_PROBLEM DESCRIPTION_: Scan the material that follows. Copy every line containing the word "this".

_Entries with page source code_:
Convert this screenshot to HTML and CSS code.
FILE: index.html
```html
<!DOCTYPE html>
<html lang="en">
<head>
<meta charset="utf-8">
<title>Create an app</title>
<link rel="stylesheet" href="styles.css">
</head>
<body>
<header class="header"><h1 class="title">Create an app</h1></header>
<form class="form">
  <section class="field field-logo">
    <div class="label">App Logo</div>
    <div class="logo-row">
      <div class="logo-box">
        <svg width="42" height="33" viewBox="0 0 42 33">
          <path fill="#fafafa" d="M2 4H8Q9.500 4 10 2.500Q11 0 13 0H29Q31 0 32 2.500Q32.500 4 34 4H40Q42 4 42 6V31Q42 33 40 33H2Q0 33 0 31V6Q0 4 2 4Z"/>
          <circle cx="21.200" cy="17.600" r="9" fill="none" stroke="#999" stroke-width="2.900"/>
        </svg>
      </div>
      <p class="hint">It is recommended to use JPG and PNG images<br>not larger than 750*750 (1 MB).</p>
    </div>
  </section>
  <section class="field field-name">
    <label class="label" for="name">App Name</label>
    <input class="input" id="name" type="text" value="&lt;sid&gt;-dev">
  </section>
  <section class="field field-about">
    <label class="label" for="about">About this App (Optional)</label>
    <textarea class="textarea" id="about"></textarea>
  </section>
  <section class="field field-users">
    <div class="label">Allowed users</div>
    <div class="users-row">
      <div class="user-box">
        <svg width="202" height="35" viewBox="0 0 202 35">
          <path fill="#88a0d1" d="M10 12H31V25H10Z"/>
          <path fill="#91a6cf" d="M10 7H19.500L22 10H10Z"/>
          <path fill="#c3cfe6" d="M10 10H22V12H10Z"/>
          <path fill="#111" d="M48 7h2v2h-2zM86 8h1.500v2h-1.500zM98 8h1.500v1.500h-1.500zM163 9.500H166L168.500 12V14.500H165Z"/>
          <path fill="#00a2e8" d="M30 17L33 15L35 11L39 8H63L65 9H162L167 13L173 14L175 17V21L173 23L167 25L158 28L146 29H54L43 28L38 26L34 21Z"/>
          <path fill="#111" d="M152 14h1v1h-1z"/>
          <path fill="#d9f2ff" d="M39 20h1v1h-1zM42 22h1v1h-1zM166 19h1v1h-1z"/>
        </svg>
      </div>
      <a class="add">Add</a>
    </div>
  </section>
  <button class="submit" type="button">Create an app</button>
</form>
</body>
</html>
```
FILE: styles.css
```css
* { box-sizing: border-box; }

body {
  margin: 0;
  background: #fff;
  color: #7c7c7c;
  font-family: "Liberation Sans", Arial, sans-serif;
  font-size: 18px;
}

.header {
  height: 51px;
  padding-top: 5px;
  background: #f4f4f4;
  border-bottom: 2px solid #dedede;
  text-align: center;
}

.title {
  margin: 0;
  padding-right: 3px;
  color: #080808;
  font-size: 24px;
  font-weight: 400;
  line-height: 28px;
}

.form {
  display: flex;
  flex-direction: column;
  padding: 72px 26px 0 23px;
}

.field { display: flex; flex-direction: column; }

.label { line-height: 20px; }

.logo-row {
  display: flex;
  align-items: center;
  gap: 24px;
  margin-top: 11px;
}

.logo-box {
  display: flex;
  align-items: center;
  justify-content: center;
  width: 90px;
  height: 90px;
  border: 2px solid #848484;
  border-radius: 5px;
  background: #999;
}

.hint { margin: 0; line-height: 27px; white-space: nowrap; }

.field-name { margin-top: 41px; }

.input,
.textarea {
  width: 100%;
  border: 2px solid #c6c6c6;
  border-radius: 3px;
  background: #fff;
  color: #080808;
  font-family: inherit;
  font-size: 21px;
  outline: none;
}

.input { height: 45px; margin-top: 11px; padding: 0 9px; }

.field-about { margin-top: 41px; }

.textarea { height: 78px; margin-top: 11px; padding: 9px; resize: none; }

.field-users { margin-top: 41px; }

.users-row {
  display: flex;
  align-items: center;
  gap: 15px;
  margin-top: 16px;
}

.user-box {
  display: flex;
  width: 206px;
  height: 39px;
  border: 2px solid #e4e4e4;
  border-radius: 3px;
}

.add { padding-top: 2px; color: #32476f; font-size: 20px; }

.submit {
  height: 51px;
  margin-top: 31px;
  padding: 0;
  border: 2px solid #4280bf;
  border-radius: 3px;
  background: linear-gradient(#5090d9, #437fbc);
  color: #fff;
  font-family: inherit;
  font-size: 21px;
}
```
==
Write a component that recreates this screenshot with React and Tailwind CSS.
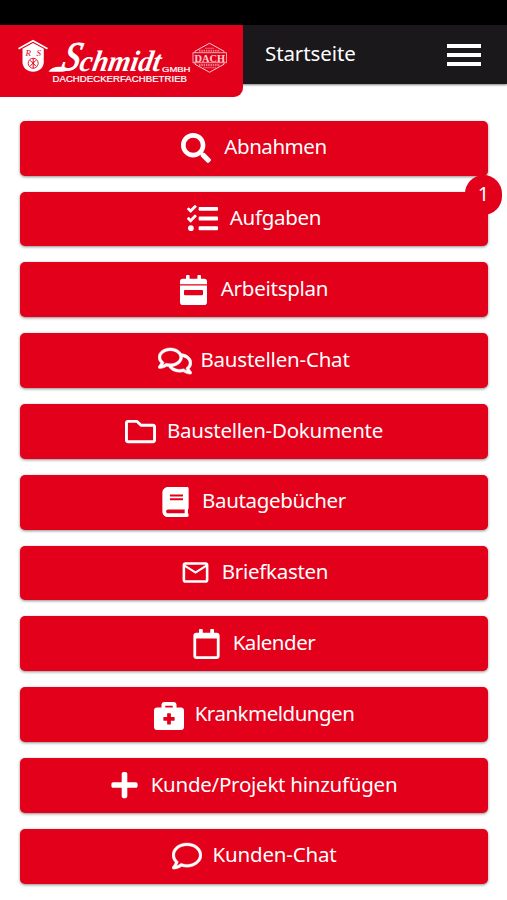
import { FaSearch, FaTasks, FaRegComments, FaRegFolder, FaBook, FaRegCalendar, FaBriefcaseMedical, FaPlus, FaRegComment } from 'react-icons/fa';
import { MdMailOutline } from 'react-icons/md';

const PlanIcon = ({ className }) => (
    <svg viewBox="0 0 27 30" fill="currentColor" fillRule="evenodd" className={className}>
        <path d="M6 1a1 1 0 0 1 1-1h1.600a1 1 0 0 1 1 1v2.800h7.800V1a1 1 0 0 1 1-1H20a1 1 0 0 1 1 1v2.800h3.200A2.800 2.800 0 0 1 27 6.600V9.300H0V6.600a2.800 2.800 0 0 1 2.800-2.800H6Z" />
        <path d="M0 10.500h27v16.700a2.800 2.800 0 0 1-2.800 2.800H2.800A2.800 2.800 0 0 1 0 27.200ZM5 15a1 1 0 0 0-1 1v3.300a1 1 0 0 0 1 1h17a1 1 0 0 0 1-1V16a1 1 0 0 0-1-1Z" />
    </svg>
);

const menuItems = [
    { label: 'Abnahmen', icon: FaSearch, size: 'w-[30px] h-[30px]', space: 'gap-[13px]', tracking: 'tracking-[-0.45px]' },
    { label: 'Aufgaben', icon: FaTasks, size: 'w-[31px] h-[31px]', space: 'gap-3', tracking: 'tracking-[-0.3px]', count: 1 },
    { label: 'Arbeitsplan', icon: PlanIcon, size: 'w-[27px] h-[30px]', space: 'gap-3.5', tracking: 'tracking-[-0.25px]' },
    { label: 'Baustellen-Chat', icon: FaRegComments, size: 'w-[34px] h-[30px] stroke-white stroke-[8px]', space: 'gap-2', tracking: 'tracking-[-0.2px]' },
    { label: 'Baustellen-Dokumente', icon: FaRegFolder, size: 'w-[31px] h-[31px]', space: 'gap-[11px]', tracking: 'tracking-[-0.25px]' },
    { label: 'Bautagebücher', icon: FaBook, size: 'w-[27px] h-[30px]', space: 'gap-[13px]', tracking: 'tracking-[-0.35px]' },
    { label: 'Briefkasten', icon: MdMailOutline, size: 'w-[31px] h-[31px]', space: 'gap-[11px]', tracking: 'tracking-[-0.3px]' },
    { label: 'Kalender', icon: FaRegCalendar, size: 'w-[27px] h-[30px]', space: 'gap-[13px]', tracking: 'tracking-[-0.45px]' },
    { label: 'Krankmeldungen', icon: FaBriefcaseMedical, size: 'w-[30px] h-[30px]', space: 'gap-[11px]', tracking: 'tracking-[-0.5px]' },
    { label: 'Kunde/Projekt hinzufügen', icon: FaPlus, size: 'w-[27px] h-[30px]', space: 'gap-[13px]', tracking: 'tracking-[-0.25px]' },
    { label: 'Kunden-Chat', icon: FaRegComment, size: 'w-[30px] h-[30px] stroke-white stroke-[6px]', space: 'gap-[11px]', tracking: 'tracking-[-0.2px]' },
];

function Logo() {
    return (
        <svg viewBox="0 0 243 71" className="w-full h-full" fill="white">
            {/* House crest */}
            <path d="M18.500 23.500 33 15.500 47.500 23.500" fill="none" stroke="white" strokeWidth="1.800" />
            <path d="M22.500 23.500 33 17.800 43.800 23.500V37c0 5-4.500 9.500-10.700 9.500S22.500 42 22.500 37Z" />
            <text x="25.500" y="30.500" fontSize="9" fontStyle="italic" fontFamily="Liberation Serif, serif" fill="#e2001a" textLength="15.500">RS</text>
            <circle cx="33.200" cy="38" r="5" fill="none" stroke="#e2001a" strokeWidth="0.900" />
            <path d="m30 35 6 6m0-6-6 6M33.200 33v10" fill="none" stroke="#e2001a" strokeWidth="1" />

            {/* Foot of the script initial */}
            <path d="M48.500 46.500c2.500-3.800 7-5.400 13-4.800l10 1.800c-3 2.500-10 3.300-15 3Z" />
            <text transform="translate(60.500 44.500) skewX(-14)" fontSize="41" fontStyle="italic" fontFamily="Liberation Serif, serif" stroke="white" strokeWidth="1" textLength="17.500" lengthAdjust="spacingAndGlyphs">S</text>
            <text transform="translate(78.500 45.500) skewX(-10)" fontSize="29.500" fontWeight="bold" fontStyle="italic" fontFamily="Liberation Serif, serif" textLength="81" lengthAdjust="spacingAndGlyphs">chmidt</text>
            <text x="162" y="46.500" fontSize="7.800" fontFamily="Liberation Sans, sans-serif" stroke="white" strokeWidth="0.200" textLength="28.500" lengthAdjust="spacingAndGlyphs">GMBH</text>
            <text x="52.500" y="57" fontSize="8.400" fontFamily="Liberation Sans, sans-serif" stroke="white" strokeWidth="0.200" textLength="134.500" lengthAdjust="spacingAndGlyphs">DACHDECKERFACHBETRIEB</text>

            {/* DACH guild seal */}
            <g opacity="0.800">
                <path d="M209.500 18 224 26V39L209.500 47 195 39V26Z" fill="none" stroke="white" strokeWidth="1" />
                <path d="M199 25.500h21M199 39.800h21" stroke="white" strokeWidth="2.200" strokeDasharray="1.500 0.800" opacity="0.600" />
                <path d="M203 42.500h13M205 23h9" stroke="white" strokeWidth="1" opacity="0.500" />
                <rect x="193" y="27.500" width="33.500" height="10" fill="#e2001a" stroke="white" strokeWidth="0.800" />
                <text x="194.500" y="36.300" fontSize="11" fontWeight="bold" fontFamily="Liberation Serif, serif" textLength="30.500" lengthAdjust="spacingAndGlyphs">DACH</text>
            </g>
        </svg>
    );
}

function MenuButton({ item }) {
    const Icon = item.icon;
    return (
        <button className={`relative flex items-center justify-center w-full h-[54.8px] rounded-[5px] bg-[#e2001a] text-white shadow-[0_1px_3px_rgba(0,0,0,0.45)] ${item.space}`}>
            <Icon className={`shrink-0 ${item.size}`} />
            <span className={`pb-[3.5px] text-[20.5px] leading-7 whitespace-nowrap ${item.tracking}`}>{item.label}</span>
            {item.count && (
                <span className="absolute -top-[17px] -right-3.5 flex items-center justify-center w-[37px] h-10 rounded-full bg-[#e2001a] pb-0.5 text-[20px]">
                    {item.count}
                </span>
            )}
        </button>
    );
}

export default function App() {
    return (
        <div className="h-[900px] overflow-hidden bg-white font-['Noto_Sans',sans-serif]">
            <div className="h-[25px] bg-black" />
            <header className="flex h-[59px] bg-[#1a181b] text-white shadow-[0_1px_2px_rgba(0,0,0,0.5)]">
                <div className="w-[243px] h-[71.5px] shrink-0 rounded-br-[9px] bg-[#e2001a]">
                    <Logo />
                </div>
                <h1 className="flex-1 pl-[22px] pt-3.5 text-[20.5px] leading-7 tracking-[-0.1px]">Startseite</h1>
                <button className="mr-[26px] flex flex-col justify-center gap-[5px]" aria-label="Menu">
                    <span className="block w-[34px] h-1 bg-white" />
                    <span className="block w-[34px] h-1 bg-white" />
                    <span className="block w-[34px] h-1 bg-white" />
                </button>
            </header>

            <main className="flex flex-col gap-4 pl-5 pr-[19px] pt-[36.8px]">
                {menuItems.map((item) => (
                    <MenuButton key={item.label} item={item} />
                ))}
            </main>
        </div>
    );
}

_FINISHED ANSWER_:
Convert this screenshot to HTML and CSS code.
    <label class="label" for="about">About this App (Optional)</label>
Write a component that recreates this screenshot with React and Tailwind CSS.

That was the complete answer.